Plugin-based page caching (WP Super Cache, WP Rocket) can improve TTFB for cached pages by serving pre-built HTML without running PHP. A cached WordPress page has TTFB near zero processing time — the web server reads a static HTML file and returns it. This can drop TTFB from 200ms to 20ms for cached pages. The limit: caching cannot help logged-in users, WooCommerce checkout, or any personalized page. Server-level caching (LiteSpeed Cache as a web server module, FastCGI caching in Nginx) is more effective than plugin caching because it runs at the web server layer, before PHP even starts. PHP OPcache is always on by default on quality hosts and eliminates the PHP file-parse step (~10-20ms per request). But no amount of caching improves the underlying hardware quality for uncached requests.

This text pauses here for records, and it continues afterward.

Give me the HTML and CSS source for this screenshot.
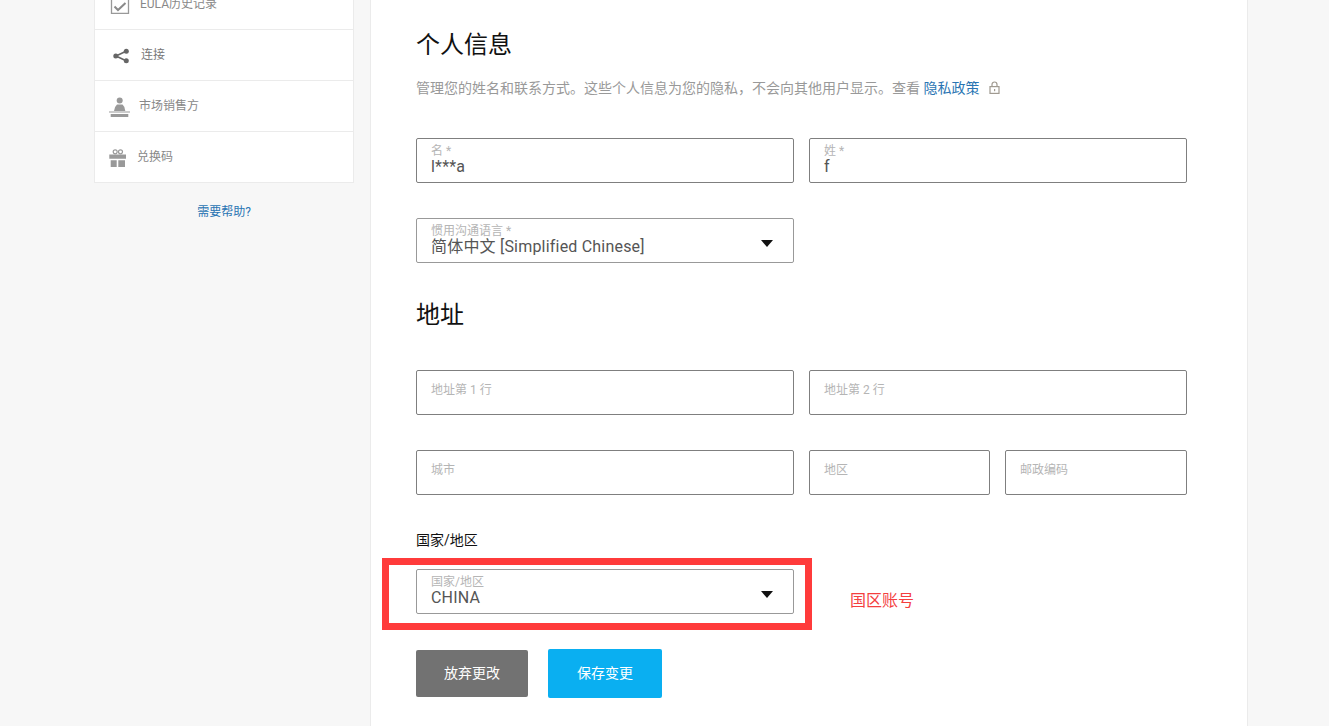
FILE: index.html
```html
<!DOCTYPE html>
<html lang="zh-CN">
<head>
    <meta charset="UTF-8">
    <title>个人信息</title>
    <link rel="stylesheet" href="styles.css">
</head>
<body>
    <div class="page">
        <aside class="side">
            <ul class="menu">
                <li class="menu-item">
                    <svg class="ico ico-eula" width="20" height="20" viewBox="0 0 20 20"><path d="M1.500 0v19.300h17V0" fill="none" stroke="#999" stroke-width="1.300"/><path d="M4.500 12.500l3.500 3.500L15.500 9" fill="none" stroke="#8a8a8a" stroke-width="2"/></svg>
                    <span class="menu-text">EULA历史记录</span>
                </li>
                <li class="menu-item">
                    <svg class="ico ico-share" width="18" height="18" viewBox="0 0 18 18"><path d="M14 4.300L4 9l10 4.700" fill="none" stroke="#666" stroke-width="1.600"/><circle cx="14.300" cy="4.300" r="2.500" fill="#666"/><circle cx="3.800" cy="9" r="2.500" fill="#666"/><circle cx="14.300" cy="13.700" r="2.500" fill="#666"/></svg>
                    <span class="menu-text menu-text-link">连接</span>
                </li>
                <li class="menu-item">
                    <svg class="ico ico-seller" width="22" height="22" viewBox="0 0 22 22"><circle cx="10.700" cy="5.500" r="3" fill="#999"/><path d="M5 16Q5.500 11.500 8 9.500h5.500Q16 11.500 16.300 16z" fill="#999"/><path d="M0 16.500h21v1H0z" fill="#999"/><path d="M1.700 19h17.600v3H1.700z" fill="#999"/></svg>
                    <span class="menu-text">市场销售方</span>
                </li>
                <li class="menu-item">
                    <svg class="ico ico-gift" width="18" height="18" viewBox="0 0 18 18"><circle cx="6.200" cy="2.800" r="2" fill="none" stroke="#999" stroke-width="1.200"/><circle cx="11.500" cy="2.800" r="2" fill="none" stroke="#999" stroke-width="1.200"/><path d="M.3 5.500H17v4.300H.3zM1.700 11.300h6V18h-6zM9.300 11.300H16V18H9.300z" fill="#999"/></svg>
                    <span class="menu-text">兑换码</span>
                </li>
            </ul>
            <a class="help" href="#">需要帮助?</a>
        </aside>

        <main class="panel">
            <h1 class="title">个人信息</h1>
            <p class="desc">管理您的姓名和联系方式。这些个人信息为您的隐私，不会向其他用户显示。查看 <a href="#">隐私政策</a>
                <svg class="lock" width="11" height="13" viewBox="0 0 11 13"><path d="M3 6V3.500a2.500 2.500 0 0 1 5 0V6" fill="none" stroke="#a09a90" stroke-width="1.200"/><rect x="1" y="5.600" width="9" height="6.800" fill="none" stroke="#a09a90" stroke-width="1.200"/><rect x="5" y="8" width="1.200" height="2.200" fill="#a09a90"/></svg>
            </p>

            <div class="row row-first">
                <div class="field"><label>名 *</label><span class="val">l***a</span></div>
                <div class="field"><label>姓 *</label><span class="val">f</span></div>
            </div>
            <div class="row row-lang">
                <div class="field select"><label>惯用沟通语言 *</label><span class="val">简体中文 [Simplified Chinese]</span><i class="caret"></i></div>
            </div>

            <h2 class="title title-addr">地址</h2>

            <div class="row row-addr">
                <div class="field empty"><label>地址第 1 行</label></div>
                <div class="field empty"><label>地址第 2 行</label></div>
            </div>
            <div class="row row-city">
                <div class="field empty"><label>城市</label></div>
                <div class="split">
                    <div class="field empty"><label>地区</label></div>
                    <div class="field empty"><label>邮政编码</label></div>
                </div>
            </div>

            <div class="country-label">国家/地区</div>
            <div class="row row-country">
                <div class="field select"><label>国家/地区</label><span class="val">CHINA</span><i class="caret"></i></div>
                <!-- annotation on top of the screenshot -->
                <div class="mark"></div>
                <span class="mark-text">国区账号</span>
            </div>

            <div class="buttons">
                <button class="btn btn-grey">放弃更改</button>
                <button class="btn btn-blue">保存变更</button>
            </div>
        </main>
    </div>
</body>
</html>
```

FILE: styles.css
```css
html, body {margin: 0; padding: 0; height: 100%; overflow: hidden;}
body {
    background: #f7f7f7;
    font-family: Roboto, "Noto Sans CJK SC", sans-serif;
    color: #555;
}
.page {display: flex; align-items: flex-start; height: 726px; padding-left: 94px; gap: 16px; overflow: hidden;}

.side {width: 260px; flex: none; margin-top: -21px;}
.menu {list-style: none; margin: 0; padding: 0; background: #fff; border: 1px solid #ebebeb; border-top: 0;}
.menu-item {display: flex; align-items: center; height: 50px; border-bottom: 1px solid #ebebeb; position: relative; font-size: 12px; color: #888;}
.menu-item:last-child {border-bottom: 0;}
.menu-text {line-height: 16px; white-space: nowrap;}
.menu-text-link {color: #777;}
.ico {flex: none;}
.ico-eula {margin: 0 10px 0 15px;}
.ico-share {margin: 2px 11px 0 17px;}
.ico-seller {margin: 0 8px 0 14px;}
.ico-gift {margin: 2px 10px 0 14px;}
.help {display: block; margin-top: 21px; text-align: center; font-size: 12px; line-height: 16px; color: #2a75b3; text-decoration: none;}

.panel {
    width: 831px; flex: none; height: 726px; padding-left: 45px;
    background: #fff;
    border-left: 1px solid #ebebeb; border-right: 1px solid #ebebeb;
}
.title {margin: 0; padding-top: 27px; font-size: 24px; font-weight: 400; line-height: 36px; color: #111;}
.desc {margin: 0; padding-top: 15px; font-size: 14px; line-height: 20px; color: #999;}
.desc a {color: #2a75b3; text-decoration: none;}
.lock {margin-left: 6px; vertical-align: -1px;}

.row {display: flex; gap: 15px; width: 771px;}
.row-first {margin-top: 40px;}
.row-lang {margin-top: 35px;}
.title-addr {padding-top: 34px;}
.row-addr {margin-top: 37px;}
.row-city {margin-top: 35px;}
.row-country {position: relative; margin-top: 19px;}

.field {
    box-sizing: border-box; position: relative; width: 378px; height: 45px; flex: none;
    padding: 5px 14px 0;
    border: 1px solid #7f7f7f; border-radius: 2px;
    display: flex; flex-direction: column;
}
.field label {font-size: 12px; line-height: 14px; color: #b5b5b5;}
.field .val {font-size: 16px; line-height: 18px; letter-spacing: .2px; color: #555;}
.field.empty label {padding-top: 7px;}
.select {border-color: #999;}
.caret {
    position: absolute; right: 20px; top: 21px; width: 0; height: 0;
    border-left: 6px solid transparent; border-right: 6px solid transparent; border-top: 7px solid #111;
}
.split {display: flex; gap: 15px;}
.split .field {width: 181px;}
.split .field + .field {width: 182px;}

.country-label {margin-top: 35px; font-size: 14px; line-height: 20px; color: #111;}

.mark {position: absolute; left: -34px; top: -11px; width: 430px; height: 72px; box-sizing: border-box; border: 7px solid #ff3b3b;}
.mark-text {position: absolute; left: 434px; top: 22px; font-size: 16px; line-height: 20px; color: #f43f3f;}

.buttons {display: flex; align-items: center; gap: 20px; margin-top: 35px;}
.btn {border: 0; border-radius: 2px; font-family: inherit; font-size: 14px; color: #fff; padding: 0 0 3px;}
.btn-grey {width: 112px; height: 47px; background: #727272;}
.btn-blue {width: 114px; height: 49px; background: #0aaff1;}
```
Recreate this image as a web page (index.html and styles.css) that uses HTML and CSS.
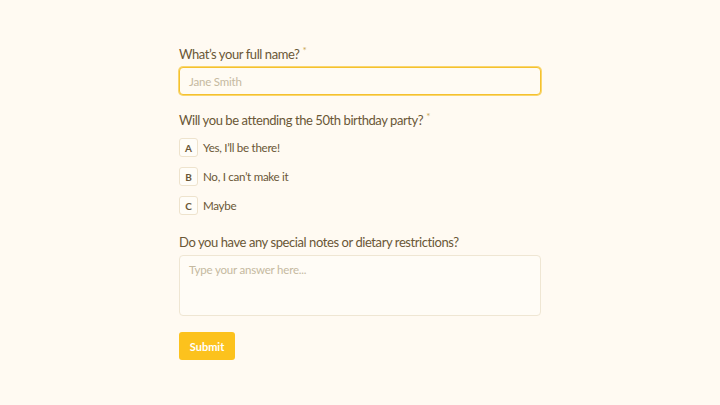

How do I measure TTFB accurately?

Use WebPageTest.org (free). Enter your URL, select Dulles, Virginia as the test location (the standard baseline for US benchmarks), select 'Simple Testing,' and run. The result shows TTFB as the Time to First Byte. Run the test three times and use the median (middle value). Single runs vary by 20-50% due to server queue variability. For geographic comparison, run from multiple locations: Dulles VA (US East), Frankfurt (Europe), Mumbai (South Asia), Singapore (Southeast Asia). The variation across locations tells you about network path quality. If you are European, use Frankfurt as your primary location. For monitoring, set up WebPageTest from its API or use UptimeRobot's response time monitoring, which measures TTFB continuously and alerts on degradation.

How does TTFB relate to Core Web Vitals and Google ranking?

TTFB is not one of the three Core Web Vitals (LCP, INP, CLS), but it is a direct input into LCP (Largest Contentful Paint). LCP is calculated as TTFB + resource load delay + resource load time + element render delay. If TTFB is 400ms, LCP starts at 400ms before any content has loaded. If the LCP element (usually the hero image) takes another 1.5 seconds to download and render, LCP is 1.9 seconds (good, under 2.5 second threshold). With 400ms TTFB and the same 1.5 seconds of rendering, LCP is 1.9 seconds. With 50ms TTFB, LCP is 1.55 seconds. The hosting choice is a 350ms LCP difference. Google has published a recommendation that TTFB should be under 600ms for a chance at good LCP, and ideally under 200ms for excellent LCP.

Why do some hosting companies have the same hardware but different TTFB?

Same hardware, different TTFB differences are explained by: (1) Density (how many accounts share the CPU). A host running 400 accounts on a rank 31 CPU achieves worse per-account TTFB than a host running 100 accounts on the same CPU. Pricing usually reflects this — cheaper shared hosting oversells more. (2) PHP-FPM configuration — the number of PHP worker processes, max children settings, and process timeout values affect how quickly requests are served. A poorly tuned PHP-FPM setup creates queuing even on fast hardware. (3) Database configuration — MySQL's buffer pool size, query cache settings, and InnoDB I/O capacity settings affect database query speed independent of CPU. (4) Caching layer — LiteSpeed Cache enabled at the web server layer can achieve sub-20ms TTFB for cached pages on modest hardware by eliminating PHP execution entirely.